SilverKeeper gives the option of cloning a bootable backup. i'm not exactly sure what's the advantage of this and in what case i may need it.
A bootable backup is an exact copy of your hard drive's contents on another drive, that can be used for booting up the machine. The advantage of a bootable backup is that, in the event something bad happens to your internal drive, you can very quickly get up and running with the backup drive, and can copy that back to a replaced/fixed internal drive very quickly. Time Machine backups are
not bootable.
The disadvantage of a clone of any kind, bootable or not, is that there's only one version of any particular file stored. So if a file gets damaged and then backed up, you're pretty well screwed with the clone, while Time Machine stores many versions of the file, so you just "roll back" to the last working copy.
when i got my last computer i was able to transfer everything from the old computer, including applications, to the new one without having to find all the serial numbers and reinstall them.
Bad idea... while this will work for most apps, different machines have different architectures, so some apps may not be installed correctly for the new machine, plus you may not have properly copied some components. You should have reinstalled them.
i thought that time machine will be able to do the same thing if i lose all the data on my computer. is that not so?
If you have Time Machine back up the entire hard drive, without excluding anything, then Time Machine should be able to restore your drive to exactly the way it was at any particular moment in time at which it made a backup, including apps, system files, preferences, etc.

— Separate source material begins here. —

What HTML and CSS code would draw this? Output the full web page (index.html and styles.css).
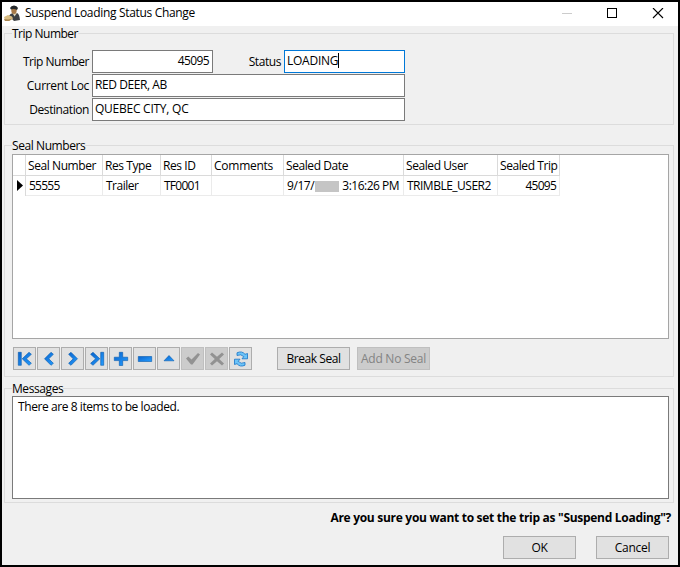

my other question is what are the advantages of making partitions in my new drive (i understand i have to if i want a bootable backup, but is there any reason to partition otherwise?
You do not have to partition to make a bootable backup. However, you'll be using the entire drive... trying to store additional files on the same drive as a bootable clone is confusing at best. Using a partition allows you to create multiple "virtual" drives... say, one for a bootable backup, one for a Time Machine backup, one for movie files, etc. Of course, this is only advisable if the drive is much larger than the one you're backing up, and note that if you store original files on a partition (like a bunch of movie files), you need a backup of those somewhere else.
Time Machine will want it's own full drive or partition to play with, which should be larger than the drive being backed up, and will eventually fill it. A bootable clone probably also should go onto its own partition, but you wouldn't need to make this partition larger than the drive being cloned. Other than that, don't worry about partitioning unless you have a specific need.